I don’t mean the greatest college baseball coach, I mean any sport in any era. He is a giant of the game, and the last of a generation from a long since forgotten era of college baseball. Mike Martin guided Florida State to a College World Series berth before Skip Berman even got the head coaching job at LSU.
Hell, the college baseball world got sick of waiting around for Martin to finally retire that they jumped the gun and inducted him into the College Baseball Hall of Fame in 2007. He has been to Omaha four times since then.
And now it is LSU’s job to send him into retirement without that elusive title. Frankly, it sucks. Every person connected to college baseball who is not an LSU fan should be rooting for Mike Martin this weekend. He’s a legend of the game, a man who not only built Florida State baseball but the sport of college baseball itself.
Mike Martin almost walked away last season. Florida State earned a top-8 seed in the tournament, a year after he guided the Noles to Omaha. But AD Sam Wilcox told him, “Two thousand’s not a bad number.”
So Martin came back for one last run. Forty years of excellent baseball, and in that time he has earned 2,022 wins. That’s more than any coach in any other NCAA sport. Mike Martin stands as the winningest coach of all-time, but the ultimate prize has eluded him.
He’s come close, to be sure. Florida State has made Omaha 16 times under Martin, and finished as the runner-up twice.
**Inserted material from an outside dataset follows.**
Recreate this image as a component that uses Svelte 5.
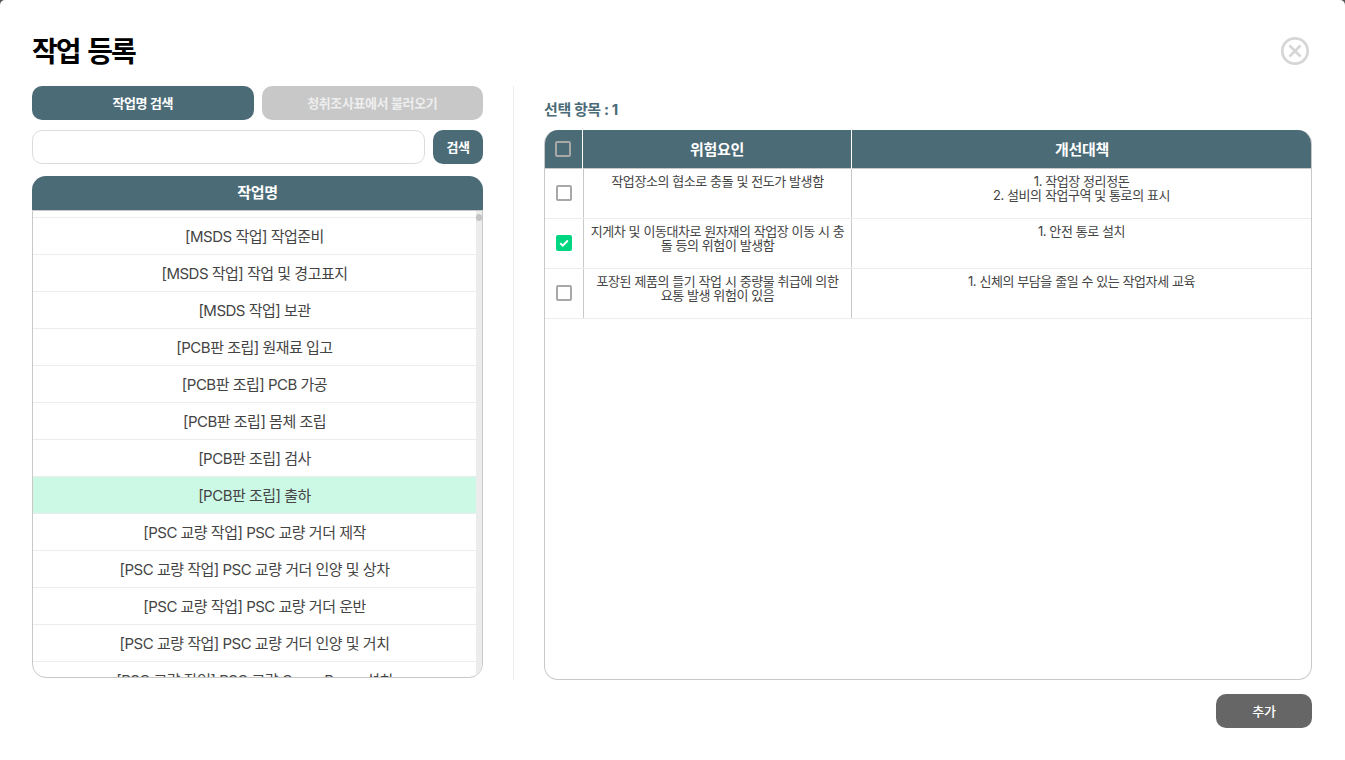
<script>
  const tasks = [
    "[MSDS 작업] 작업준비",
    "[MSDS 작업] 작업 및 경고표지",
    "[MSDS 작업] 보관",
    "[PCB판 조립] 원재료 입고",
    "[PCB판 조립] PCB 가공",
    "[PCB판 조립] 몸체 조립",
    "[PCB판 조립] 검사",
    "[PCB판 조립] 출하",
    "[PSC 교량 작업] PSC 교량 거더 제작",
    "[PSC 교량 작업] PSC 교량 거더 인양 및 상차",
    "[PSC 교량 작업] PSC 교량 거더 운반",
    "[PSC 교량 작업] PSC 교량 거더 인양 및 거치",
    "[PSC 교량 작업] PSC 교량 Cross Beam 설치",
  ];
  const selectedTask = "[PCB판 조립] 출하";

  const risks = [
    {
      risk: "작업장소의 협소로 충돌 및 전도가 발생함",
      measures: ["1. 작업장 정리정돈", "2. 설비의 작업구역 및 통로의 표시"],
      checked: false,
    },
    {
      risk: "지게차 및 이동대차로 원자재의 작업장 이동 시 충돌 등의 위험이 발생함",
      measures: ["1. 안전 통로 설치"],
      checked: true,
    },
    {
      risk: "포장된 제품의 들기 작업 시 중량물 취급에 의한 요통 발생 위험이 있음",
      measures: ["1. 신체의 부담을 줄일 수 있는 작업자세 교육"],
      checked: false,
    },
  ];
</script>

<div class="backdrop">
  <div class="modal">
    <header class="modal_header">
      <h1>작업 등록</h1>
      <button class="close" aria-label="닫기">
        <svg width="30" height="30" viewBox="0 0 30 30" fill="none" stroke="#d6d6d6" stroke-width="2.7">
          <circle cx="15" cy="15" r="12.700" />
          <path d="M9.500 9.500l11 11M20.500 9.500l-11 11" />
        </svg>
      </button>
    </header>

    <div class="columns">
      <section class="left">
        <div class="tabs">
          <button class="tab active">작업명 검색</button>
          <button class="tab">청취조사표에서 불러오기</button>
        </div>
        <div class="search">
          <input type="text" />
          <button>검색</button>
        </div>
        <div class="list_header">작업명</div>
        <div class="list">
          <ul>
            {#each tasks as task}
              <li class:selected={task === selectedTask}>{task}</li>
            {/each}
          </ul>
          <div class="scrollbar"><span></span></div>
        </div>
      </section>

      <section class="right">
        <p class="count">선택 항목 : 1</p>
        <div class="table">
          <div class="row head">
            <div class="cell check"><span class="box"></span></div>
            <div class="cell">위험요인</div>
            <div class="cell">개선대책</div>
          </div>
          {#each risks as item}
            <div class="row">
              <div class="cell check">
                <span class="box" class:on={item.checked}>
                  {#if item.checked}
                    <svg width="12" height="12" viewBox="0 0 12 12" fill="none" stroke="#fff" stroke-width="2">
                      <path d="M2.200 6.200l2.600 2.500 5-5.200" />
                    </svg>
                  {/if}
                </span>
              </div>
              <div class="cell">{item.risk}</div>
              <div class="cell">
                {#each item.measures as m}
                  <div>{m}</div>
                {/each}
              </div>
            </div>
          {/each}
        </div>
        <div class="actions">
          <button class="add">추가</button>
        </div>
      </section>
    </div>
  </div>
</div>

<style>
  :global(body) {
    margin: 0;
    background: #fff;
    font-family: Inter, "Noto Sans CJK KR", sans-serif;
  }
  .backdrop {
    width: 1345px;
    height: 760px;
    background: #555;
    overflow: hidden;
  }
  .modal {
    height: 760px;
    box-sizing: border-box;
    background: #fff;
    border-radius: 5px 5px 0 0;
    padding: 32px 33px 0 32px;
  }
  .modal_header {
    display: flex;
    justify-content: space-between;
    align-items: center;
    height: 38px;
    margin-bottom: 16px;
  }
  h1 {
    margin: 0 0 2px;
    font-size: 28px;
    font-weight: 700;
    letter-spacing: -2px;
    word-spacing: 3px;
    color: #000;
  }
  .close {
    border: none;
    background: none;
    padding: 0;
    height: 30px;
    margin-right: 2px;
  }
  button {
    font-family: inherit;
  }
  .columns {
    display: flex;
  }
  .left {
    width: 451px;
    padding-right: 30px;
    border-right: 1px solid #ececec;
    height: 594px;
  }
  .tabs {
    display: flex;
    gap: 8px;
  }
  .tab {
    flex: 1;
    height: 34px;
    padding: 0 0 2px;
    border: none;
    border-radius: 10px;
    background: #c8c8c8;
    color: #eee;
    font-size: 13px;
    font-weight: 600;
    letter-spacing: -0.4px;
  }
  .tab.active {
    background: #4b6b77;
    color: #fff;
  }
  .search {
    display: flex;
    gap: 8px;
    margin-top: 10px;
  }
  .search input {
    flex: 1;
    min-width: 0;
    height: 34px;
    box-sizing: border-box;
    border: 1px solid #dcdcdc;
    border-radius: 10px;
  }
  .search button {
    width: 50px;
    height: 34px;
    padding: 0 0 2px;
    border: none;
    border-radius: 10px;
    background: #4b6b77;
    color: #fff;
    font-size: 13px;
    font-weight: 600;
    letter-spacing: -0.4px;
  }
  .list_header {
    margin-top: 12px;
    height: 34px;
    line-height: 33px;
    border-radius: 14px 14px 0 0;
    background: #4b6b77;
    color: #fff;
    text-align: center;
    font-size: 15px;
    font-weight: 600;
    letter-spacing: -0.3px;
  }
  .list {
    display: flex;
    height: 468px;
    box-sizing: border-box;
    border: 1px solid #c8c8c8;
    border-radius: 0 0 14px 14px;
    overflow: hidden;
  }
  ul {
    flex: 1;
    margin: 0;
    padding: 6px 0 0;
    list-style: none;
    min-width: 0;
  }
  li {
    height: 37px;
    box-sizing: border-box;
    border-top: 1px solid #ececec;
    text-align: center;
    line-height: 38px;
    font-size: 15px;
    letter-spacing: -0.5px;
    color: #444;
  }
  li.selected {
    background: #ccf9e6;
  }
  .scrollbar {
    width: 6px;
    background: #ececec;
    padding-top: 3px;
  }
  .scrollbar span {
    display: block;
    height: 7px;
    border-radius: 3px;
    background: #c4c4c4;
  }
  .right {
    flex: 1;
    padding-left: 30px;
  }
  .count {
    margin: 15px 0 0;
    height: 18px;
    line-height: 18px;
    font-size: 15px;
    font-weight: 700;
    letter-spacing: -0.4px;
    color: #4b6b77;
  }
  .table {
    margin-top: 11px;
    height: 550px;
    box-sizing: border-box;
    border: 1px solid #c8c8c8;
    border-top: none;
    border-radius: 14px;
    overflow: hidden;
  }
  .row {
    display: grid;
    grid-template-columns: 38px 268px 1fr;
    height: 50px;
    border-bottom: 1px solid #ececec;
    box-sizing: border-box;
    font-size: 13px;
    line-height: 14px;
    letter-spacing: -0.42px;
    color: #444;
    text-align: center;
  }
  .row .cell {
    padding: 5px 6px 0;
    border-left: 1px solid #c8c8c8;
    word-break: break-all;
  }
  .row .cell.check {
    padding: 0 0 2px;
    border-left: none;
    display: flex;
    align-items: center;
    justify-content: center;
  }
  .row.head {
    grid-template-columns: 38px 269px 1fr;
    height: 39px;
    margin: 0 -1px;
    background: #4b6b77;
    color: #fff;
    border-bottom: 1px solid #c8c8c8;
    font-size: 15px;
    font-weight: 600;
    line-height: 40px;
    letter-spacing: -0.3px;
  }
  .row.head .cell {
    padding: 0;
    border-left: 1px solid #fff;
  }
  .row.head .cell.check {
    padding: 0 0 2px;
    border-left: none;
  }
  .box {
    display: flex;
    align-items: center;
    justify-content: center;
    width: 16px;
    height: 16px;
    box-sizing: border-box;
    border: 2px solid #a8a8a8;
    border-radius: 2px;
    background: transparent;
  }
  .box.on {
    border: none;
    background: #00d67f;
  }
  .actions {
    display: flex;
    justify-content: flex-end;
    margin-top: 14px;
  }
  .add {
    width: 96px;
    height: 34px;
    padding: 0 0 2px;
    border: none;
    border-radius: 10px;
    background: #666;
    color: #fff;
    font-size: 13px;
    font-weight: 500;
    letter-spacing: -0.3px;
  }
</style>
FSU has had 94 All-Americans and 62 Major Leaguers. They now play on a field that bears their coach’s name (Mike Martin Field at Dick Howser Stadium).
And here they are, making one last run at it. Florida State eked into the field of 64, then shocked nationally seeded Georgia on their home field. The Seminoles are playing jacked up, trying to give their legendary coach one last run.
And we have to root against it.
I want Mike Martin to only have two games left in his career. I want to see him walk from the dugout to offer Paul Mainieri his sincere congratulations while a team in purple and gold dogpiles behind them.
But what you won’t catch us doing is trying to minimize Martin’s career. I’m sure there are some knuckleheads out there that take perverse joy in Martin getting so close yet never quite to the top of the mountaintop. As if that makes him any less of a coach.
In forty years, Mike Martin has never missed an NCAA tournament. There isn’t a more consistently excellent program in college baseball. In that same timeframe, LSU has missed the postseason nine times, including every year from 1980-84.
I would love it if Mike Martin could go out a winner. If only he was playing any other team but LSU. Everyone else in the country will be pulling for Mike Martin on his one last ride.
Everyone except us. Sometimes, you’re the villain of the story, and our job is to bring the fairy tale to its end.